The satellite and ring systems of the giant planets, particularly those of Jupiter and Saturn, resemble miniature planetary systems. As an analogy, one may say that moons and rings are to the giant planets what the planets and the asteroid belt are to the Sun. The moons of the giant planets can be classified as either regular or irregular. The regular satellites have nearly circular orbits lying in the same plane as the equator of the parent planet and revolve in the same direction as its rotation. The irregular satellites violate one or more of the above rules. In addition, they generally tend to be small bodies and to lie at large distances from the central planet. The regular satellites may have formed from protoplanetary disks that encircled the planet in the same manner as a protostellar disk encircled the Sun in the nebular hypothesis. The most likely explanation for the irregular satellites is that they are captured bodies.

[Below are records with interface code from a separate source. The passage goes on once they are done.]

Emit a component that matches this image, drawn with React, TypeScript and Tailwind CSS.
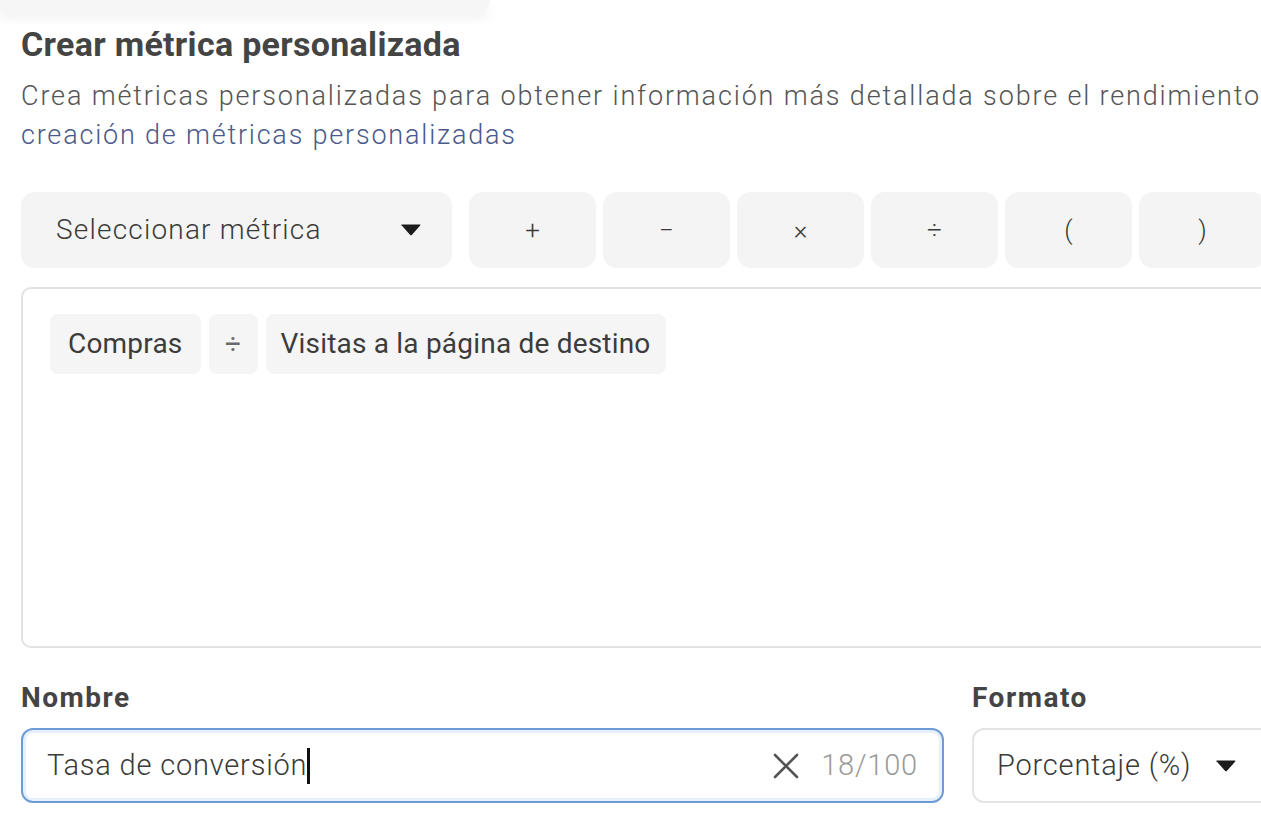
import React from 'react';

const font = { fontFamily: 'Roboto, "Liberation Sans", sans-serif' };

const Caret = () => (
  <svg width="22" height="12" viewBox="0 0 22 12" className="shrink-0">
    <path d="M1 1.5 Q1 0.5 2.2 0.5 H19.8 Q21 0.5 20.2 1.6 L12 10.8 Q11 11.8 10 10.8 L1.8 1.6 Z" fill="#1c1c1c" />
  </svg>
);

const OpButton = ({ label }: { label: string }) => (
  <div className="w-[127px] h-[76px] shrink-0 rounded-[14px] bg-[#f4f4f4] flex items-center justify-center text-[26px] text-[#3a3a3a] font-light">
    {label}
  </div>
);

const Chip = ({ children, className = '' }: { children: React.ReactNode; className?: string }) => (
  <div className={`h-[60px] rounded-[8px] bg-[#f5f5f5] flex items-center text-[28px] tracking-[0.2px] text-[#3c3c3c] ${className}`}>
    {children}
  </div>
);

export default function App() {
  return (
    <div className="w-[1261px] h-[816px] overflow-hidden bg-white" style={font}>
      {/* restos del popover de arriba */}
      <div className="w-[490px] h-[12px] bg-[#f6f6f6] rounded-br-[40px] shadow-[0_6px_12px_rgba(0,0,0,0.06)]" />

      <div className="w-[1360px] pl-[21px]">
        <h1 className="mt-[12px] text-[34px] leading-[40px] font-bold text-[#444] tracking-[0.3px]">
          Crear métrica personalizada
        </h1>
        <p className="mt-[13px] text-[27px] leading-[38px] font-light text-[#555] tracking-[1.85px] whitespace-nowrap">
          Crea métricas personalizadas para obtener información más detallada sobre el rendimiento de
        </p>
        <a className="block mt-[1px] text-[27px] leading-[38px] font-light text-[#4a5a8a] tracking-[1.8px]">
          creación de métricas personalizadas
        </a>

        <div className="mt-[38px] flex gap-[7px]">
          <div className="w-[431px] h-[76px] shrink-0 rounded-[14px] bg-[#f4f4f4] flex items-center justify-between pl-[35px] pr-[30px] text-[28px] tracking-[1.2px] text-[#3a3a3a] font-light">
            <span>Seleccionar métrica</span>
            <Caret />
          </div>
          <div className="w-[3px] shrink-0" />
          <OpButton label="+" />
          <OpButton label="−" />
          <OpButton label="×" />
          <OpButton label="÷" />
          <OpButton label="(" />
          <OpButton label=")" />
        </div>

        <div className="mt-[19px] h-[361px] rounded-[10px] border-2 border-[#e2e2e2] pt-[25px] pl-[27px] flex items-start gap-[8px]">
          <Chip className="px-[18px]">Compras</Chip>
          <Chip className="w-[49px] justify-center text-[#6a6a6a]">÷</Chip>
          <Chip className="px-[15px]">Visitas a la página de destino</Chip>
        </div>

        <div className="mt-[33px] flex gap-[28px]">
          <div className="w-[923px]">
            <div className="text-[28px] leading-[34px] font-bold text-[#444] tracking-[1.5px]">Nombre</div>
            <div className="mt-[13px] h-[75px] rounded-[12px] border-2 border-[#6e9bd6] shadow-[inset_0_0_0_3px_#e6f0fc] flex items-center pl-[24px] pr-[24px]">
              <span className="text-[29px] tracking-[0.8px] text-[#3a3a3a] font-light">Tasa de conversión</span>
              <span className="w-[3px] h-[36px] bg-[#111]" />
              <span className="flex-1" />
              <svg width="28" height="28" viewBox="0 0 28 28" className="mr-[21px]">
                <path d="M3 3 L25 25 M25 3 L3 25" stroke="#555" strokeWidth="2.6" strokeLinecap="round" />
              </svg>
              <span className="text-[29px] tracking-[0.8px] text-[#9a9a9a] font-light">18/100</span>
            </div>
          </div>
          <div className="w-[330px]">
            <div className="text-[28px] leading-[34px] font-bold text-[#444] tracking-[1.5px]">Formato</div>
            <div className="mt-[13px] h-[75px] rounded-[12px] border-2 border-[#e4e4e4] flex items-center pl-[23px]">
              <span className="text-[29px] tracking-[0.8px] text-[#3a3a3a] font-light">Porcentaje (%)</span>
              <span className="ml-[24px]"><Caret /></span>
            </div>
          </div>
        </div>
      </div>
    </div>
  );
}
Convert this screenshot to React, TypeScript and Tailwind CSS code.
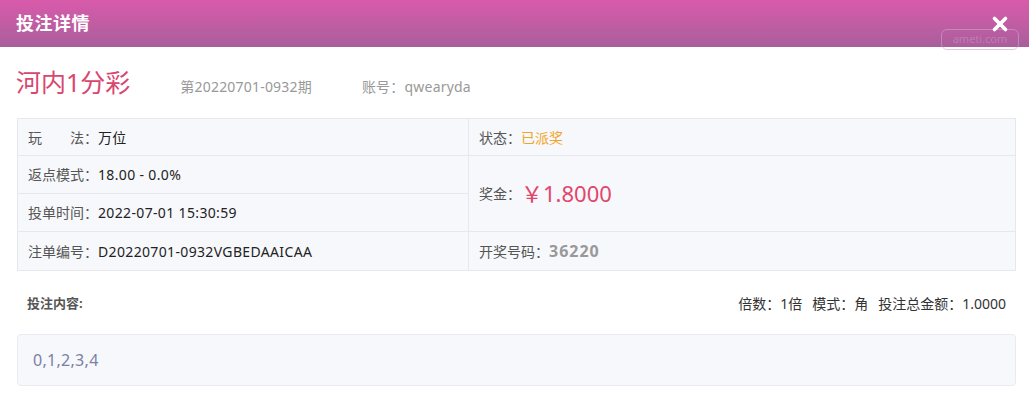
import React from 'react';
import { X } from 'lucide-react';

const font = { fontFamily: '"Noto Sans", "Noto Sans CJK SC", sans-serif' };

const Label = ({ children }: { children: React.ReactNode }) => (
  <span className="text-[14px] text-[#555]">{children}</span>
);

const Value = ({ children }: { children: React.ReactNode }) => (
  <span className="text-[14px] text-[#222] tracking-[0.35px]">{children}</span>
);

const App = () => {
  return (
    <div className="w-[1029px] h-[404px] bg-white overflow-hidden" style={font}>
      {/* header */}
      <div className="relative h-[47px] flex items-center justify-between px-4 bg-gradient-to-b from-[#d95aab] to-[#a95e9c]">
        <h2 className="text-[18px] font-bold text-white tracking-[0.5px]">投注详情</h2>
        <div className="absolute right-[10px] top-[29px] w-[78px] h-[21px] rounded-[6px] border border-[#c9a6c6]/60 text-[11px] text-white/20 flex items-center justify-center">
          ameti.com
        </div>
        <X className="relative w-[22px] h-[22px] text-white mr-[2px]" strokeWidth={4} />
      </div>

      {/* title */}
      <div className="flex items-baseline px-4 pt-[13px] h-[71px]">
        <span className="text-[25px] text-[#d9466f] leading-[44px]">河内1分彩</span>
        <span className="ml-[50px] text-[14px] text-[#999] tracking-[0.2px]">第20220701-0932期</span>
        <span className="ml-[50px] text-[14px] text-[#999] tracking-[0.2px]">账号：qwearyda</span>
      </div>

      {/* table */}
      <div className="mx-[17px] w-[999px] grid grid-cols-[451px_1fr] border border-[#e6e8ee] bg-[#f7f8fb]">
        <div className="border-r border-[#e6e8ee]">
          <div className="h-[37px] flex items-center px-[10px] border-b border-[#e6e8ee]">
            <Label>
              玩<span className="inline-block w-[28px]" />法：
            </Label>
            <Value>万位</Value>
          </div>
          <div className="h-[38px] flex items-center px-[10px] border-b border-[#e6e8ee]">
            <Label>返点模式：</Label>
            <Value>18.00 - 0.0%</Value>
          </div>
          <div className="h-[38px] flex items-center px-[10px] border-b border-[#e6e8ee]">
            <Label>投单时间：</Label>
            <Value>2022-07-01 15:30:59</Value>
          </div>
          <div className="h-[38px] flex items-center px-[10px]">
            <Label>注单编号：</Label>
            <Value>D20220701-0932VGBEDAAICAA</Value>
          </div>
        </div>
        <div>
          <div className="h-[37px] flex items-center px-[10px] border-b border-[#e6e8ee]">
            <Label>状态：</Label>
            <span className="text-[14px] text-[#f0a526]">已派奖</span>
          </div>
          <div className="h-[76px] flex items-center px-[10px] border-b border-[#e6e8ee]">
            <Label>奖金：</Label>
            <span className="text-[22px] text-[#e0476b]">￥1.8000</span>
          </div>
          <div className="h-[38px] flex items-center px-[10px]">
            <Label>开奖号码：</Label>
            <span className="text-[16px] font-bold text-[#999] tracking-[1px]">36220</span>
          </div>
        </div>
      </div>

      {/* bet content */}
      <div className="flex items-center justify-between pl-[27px] pr-[23px] pt-[22px] pb-[20px]">
        <span className="text-[13px] font-bold text-[#555]">投注内容:</span>
        <span className="text-[14px] text-[#333] flex gap-[10px]">
          <span>倍数：1倍</span>
          <span>模式：角</span>
          <span>投注总金额：1.0000</span>
        </span>
      </div>
      <div className="mx-[17px] w-[999px] h-[52px] rounded-[4px] border border-[#e9ebf0] bg-[#f7f8fb] flex items-center px-[15px]">
        <span className="text-[16px] text-[#7a80a6] tracking-[0.3px]">0,1,2,3,4</span>
      </div>
    </div>
  );
};

export default App;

The thin flat rings that encircle Jupiter, Saturn, Uranus, and Neptune are composed of innumerable small solid bodies. Each piece of the ring is in a nearly perfect circular orbit about the central planet. Theory suggests that noncircular motions are damped by mutual inelastic collisions of the particulate matter to very small values. These collisions would have led to gradual agglomeration into larger bodies had the rings not lain in such close proximity to the planet (i.e., within the Roche limit). The strong tidal forces that exist inside the Roche limit of a planet are believed to be capable of tearing apart loosely bound aggregates of particulate matter and thereby preventing their agglomeration into moons. It is unclear, however, whether planetary rings are the natural debris left over from an earlier period of satellite formation in a protoplanetary disk that extended almost to the planet's surface or whether they arose from the more recent breakup and erosion (by continual collisions and by micrometeoroid bombardment) of some larger parent body. There does exist some evidence from dynamic studies of the gravitational interactions of the rings and satellites of Saturn that the rings may be appreciably younger than the solar system in general.